At Rana Plaza, thousands of people worked sewing clothes for Western countries for very little money. Over 1,100 of them died and more than twice as many were injured when the building collapsed. This accident could have been avoided, as the management was aware of the poor condition of the building, but pushed the workers to continue working to reach "deadline". Textile workers in Bangladesh and other disadvantaged countries have a lot of competition for the jobs, and Western countries that have their textiles produced there push prices down so that wages are very low. We who trade textiles and clothing do not want to contribute to creating these poor working conditions, but when we do not know where it is produced it is difficult to avoid. By demanding that clothing brands and suppliers make their supply chains public, we can gain more insight into production and make it more difficult to run the textile industry unethically.
What can I do?
To contribute to the campaigns, you can ask clothing brands, textile stores and manufacturers where they get their goods from - where the clothes are produced, where the fabrics are produced and where the fibers are grown. All these links should be traceable, but there is still little information available.

Where do our fabrics come from?
In a sustainable textile industry, it is not only important which materials a fabric or garment is made of, we also have a social responsibility. One of the most important things for us when we select fabrics for Indigo is to know how the fabric is produced. In the best case, we find fabrics that have a completely open production line from fiber to finished fabric - then we know where, for example, the cotton is grown and spun, and who has woven the fabric and possibly dyed it.

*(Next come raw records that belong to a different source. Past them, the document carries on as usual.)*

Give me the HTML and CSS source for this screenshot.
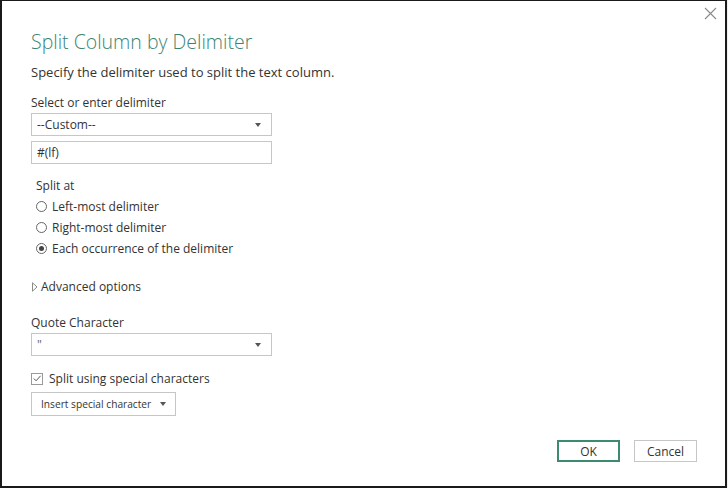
FILE: index.html
```html
<!DOCTYPE html>
<html lang="en">
<head>
    <meta charset="UTF-8">
    <title>Split Column by Delimiter</title>
    <link rel="stylesheet" href="styles.css">
</head>
<body>
    <div class="dialog">
        <div class="close">
            <svg width="13" height="13" viewBox="0 0 13 13"><path d="M1 1 L12 12 M12 1 L1 12" stroke="#8a8a8a" stroke-width="1.1" fill="none"/></svg>
        </div>

        <div class="title">Split Column by Delimiter</div>
        <div class="subtitle">Specify the delimiter used to split the text column.</div>

        <div class="label">Select or enter delimiter</div>
        <div class="select">
            <span>--Custom--</span>
            <span class="caret"></span>
        </div>
        <div class="input">#(lf)</div>

        <div class="split-at">
            <div class="label">Split at</div>
            <div class="radio"><span class="dot"></span>Left-most delimiter</div>
            <div class="radio"><span class="dot"></span>Right-most delimiter</div>
            <div class="radio checked"><span class="dot"></span>Each occurrence of the delimiter</div>
        </div>

        <div class="advanced">
            <svg width="6" height="10" viewBox="0 0 6 10"><path d="M0.5 0.8 L5 5 L0.5 9.2 Z" fill="none" stroke="#8a8a8a" stroke-width="1"/></svg>
            Advanced options
        </div>

        <div class="label">Quote Character</div>
        <div class="select">
            <span class="quote">"</span>
            <span class="caret"></span>
        </div>

        <div class="check">
            <span class="box">
                <svg width="11" height="11" viewBox="0 0 11 11"><path d="M2 5.5 L4.5 8 L9.5 2.5" fill="none" stroke="#555" stroke-width="1.1"/></svg>
            </span>
            Split using special characters
        </div>
        <div class="insert">Insert special character <span class="caret"></span></div>

        <div class="footer">
            <div class="btn ok">OK</div>
            <div class="btn">Cancel</div>
        </div>
    </div>
</body>
</html>
```

FILE: styles.css
```css
* {
    margin: 0;
    padding: 0;
    box-sizing: border-box;
}

body {
    width: 728px;
    height: 488px;
    background: #f0f0f0;
    font-family: 'Open Sans', 'Noto Sans', sans-serif;
    color: #333;
    font-size: 12px;
}

.dialog {
    position: relative;
    width: 727px;
    height: 488px;
    background: #fff;
    border: 2px solid #1a1a1a;
    border-top-width: 1px;
    padding: 27px 29px 0 29px;
}

.close {
    position: absolute;
    top: 6px;
    right: 8px;
}

.title {
    font-size: 19.5px;
    font-weight: 300;
    color: #3a8572;
    line-height: 28px;
}

.subtitle {
    font-size: 13px;
    color: #333;
    margin-top: 6px;
    line-height: 20px;
}

.label {
    line-height: 17px;
}

.subtitle + .label {
    margin-top: 12px;
}

.select,
.input {
    width: 241px;
    height: 23px;
    border: 1px solid #c6c6c6;
    display: flex;
    align-items: center;
    justify-content: space-between;
    padding: 0 10px 0 5px;
    margin-top: 2px;
}

.input {
    margin-top: 5px;
}

.caret {
    width: 0;
    height: 0;
    border-left: 3.5px solid transparent;
    border-right: 3.5px solid transparent;
    border-top: 4px solid #555;
}

.quote {
    color: #666;
}

.split-at {
    padding-left: 5px;
    margin-top: 13px;
}

.split-at .label {
    margin-bottom: 2px;
}

.radio {
    display: flex;
    align-items: center;
    gap: 5px;
    height: 21px;
}

.dot {
    width: 11px;
    height: 11px;
    border: 1px solid #666;
    border-radius: 50%;
    display: flex;
    align-items: center;
    justify-content: center;
}

.checked .dot::after {
    content: "";
    width: 5px;
    height: 5px;
    border-radius: 50%;
    background: #444;
}

.advanced {
    display: flex;
    align-items: center;
    gap: 3px;
    margin-top: 19px;
    margin-left: 1px;
    line-height: 17px;
}

.advanced + .label {
    margin-top: 19px;
}

.check {
    display: flex;
    align-items: center;
    gap: 6px;
    margin-top: 14px;
    line-height: 17px;
}

.box {
    width: 12px;
    height: 12px;
    border: 1px solid #9a9a9a;
    display: flex;
    align-items: center;
    justify-content: center;
}

.insert {
    display: inline-flex;
    align-items: center;
    gap: 9px;
    height: 24px;
    border: 1px solid #c6c6c6;
    padding: 0 9px 0 9px;
    margin-top: 5px;
    font-size: 10.2px;
}

.footer {
    position: absolute;
    right: 28px;
    bottom: 24px;
    display: flex;
    gap: 14px;
}

.btn {
    width: 63px;
    height: 22px;
    border: 1px solid #c6c6c6;
    display: flex;
    align-items: center;
    justify-content: center;
    font-size: 12px;
}

.btn.ok {
    border: 2px solid #3c8a72;
}
```
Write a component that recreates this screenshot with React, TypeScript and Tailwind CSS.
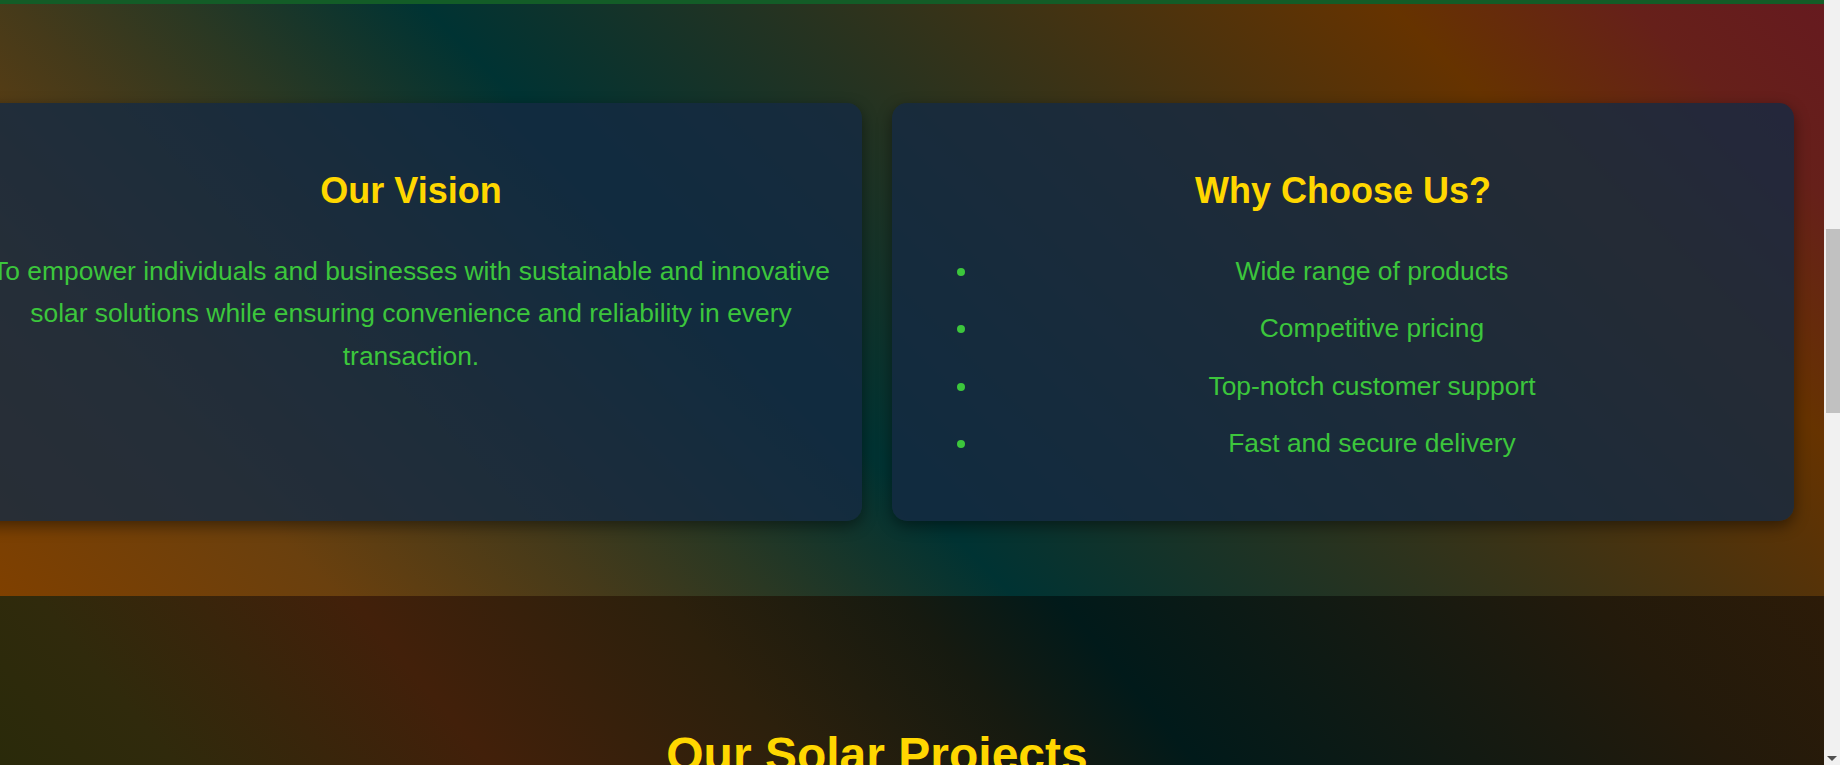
const reasons = [
  "Wide range of products",
  "Competitive pricing",
  "Top-notch customer support",
  "Fast and secure delivery",
];

const Card = ({ children }: { children: React.ReactNode }) => (
  <div className="rounded-[15px] bg-[rgba(21,42,67,0.81)] shadow-[0_5px_15px_rgba(0,0,0,0.45)] px-[30px] pt-[67px] text-center">
    {children}
  </div>
);

export default function App() {
  return (
    <div className="flex h-[765px] w-full overflow-hidden font-['Liberation_Sans',Arial,sans-serif]">
      <div className="flex-1 flex flex-col overflow-hidden">
        <div className="h-[4px] bg-[#135c27] shrink-0" />

        {/* about section */}
        <section className="h-[592px] shrink-0 overflow-hidden bg-[linear-gradient(45deg,#7f4000_0%,#6a400e_14%,#453a1a_25%,#2a3823_32%,#003333_42%,#33331a_62%,#663300_82%,#66201a_92%,#661a1f_100%)]">
          <div className="w-[1894px] ml-[-70px] grid grid-cols-2 gap-[30px] px-[30px] pt-[99px]">
            <div className="h-[418px] grid">
              <Card>
                <h2 className="text-[36px] leading-[41px] font-bold text-[#ffd700] mb-[39px]">Our Vision</h2>
                <p className="text-[26.4px] leading-[42.4px] text-[#3cc63c]">
                  To empower individuals and businesses with sustainable and innovative solar solutions while
                  ensuring convenience and reliability in every transaction.
                </p>
              </Card>
            </div>
            <div className="h-[418px] grid">
              <Card>
                <h2 className="text-[36px] leading-[41px] font-bold text-[#ffd700] mb-[39px]">Why Choose Us?</h2>
                <ul className="list-disc pl-[58px] text-[26.4px] leading-[42.4px] text-[#3cc63c]">
                  {reasons.map((r) => (
                    <li key={r} className="mb-[15px] text-center">
                      {r}
                    </li>
                  ))}
                </ul>
              </Card>
            </div>
          </div>
        </section>

        {/* projects section */}
        <section className="flex-1 overflow-hidden bg-[linear-gradient(50deg,#2a2a0a_0%,#302a0c_9%,#42200a_25%,#2c200c_41%,#161a10_53%,#011a1a_61%,#231a0b_88%,#2c1b08_100%)]">
          <div className="w-[1894px] ml-[-70px] pt-[123px] text-center">
            <h2 className="text-[48px] font-bold text-[#ffd700]">Our Solar Projects</h2>
          </div>
        </section>
      </div>

      {/* scrollbar */}
      <div className="w-[16px] shrink-0 bg-[#f1f1f1] flex flex-col items-end">
        <div className="mt-[229px] h-[184px] w-[14px] bg-[#c1c1c1]" />
        <div className="mt-auto mb-[4px] mr-[3px] w-0 h-0 border-l-[5px] border-r-[5px] border-t-[5px] border-l-transparent border-r-transparent border-t-[#505050]" />
      </div>
    </div>
  );
}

It is not always so easy to trace, and often the labeling on textiles can be misleading. It is often just "the finisher" who stands as producer, but it is not necessarily these who have woven the fabric. The fabric may be woven in one place, dyed in another and washed or given another form of finishing in a final place, and then this is often listed as the origin of the fabric. Our goal is to be able to trace the entire production line of all the textiles we sell, be open about this, and in that way be able to contribute to making the clothing industry more ethically responsible and sustainable.
We buy as much fabric as we can directly from the country of origin when possible, in order to reduce transport emissions. Since we are a small shop, it is not always possible due to the scale in which the manufacturers often sell, so we have to go through a supplier. Below you can see an overview of where our fabrics travel before they reach you.

Our supply chain
India (Handwoven Fabrics) – Direct. Here we get fabrics from an Indian supplier who works directly with the weavers and can trace the fabrics right down to each worker. The cotton is also grown locally.
The Netherlands (Woven wool) – Direct. We have just brought in wool fabric and wadding that is locally produced and traceable all the way back to the sheep!
Lithuania (Flax) – Indirect via England, but also somewhat direct, and here the aim is to get more directly from the producer who uses locally grown flax.
Turkey (GOTS certified organic cotton) – Indirect, via the Netherlands, Switzerland or England. Turkey is one of the largest producers of certified organic cotton, and with a factory and plantation in the same country, the fabrics are as short-hauled as you can get cotton in Europe.
Japan (Indigo-dyed and other Japanese fabrics) - Direct. When we are looking for something very special, we usually find it in Japan. They have long textile and craft traditions, and produce textiles of high quality. We have a real sense of the style of clothing and the textiles that come from there, they often have a special texture or finish, and colors that are hard to find elsewhere. The cotton is usually grown in India, while the silk is produced locally (in the fabrics we have, recycled silk is used).
China (Hamp) – Indirect via the Netherlands. We are very fond of hemp textiles, and China has long traditions with the plant as a medicinal herb and still grows hemp locally, also for textile production.
Finland (Knitted wool) – Direct. The wool they use is Argentinian and is spun in Italy.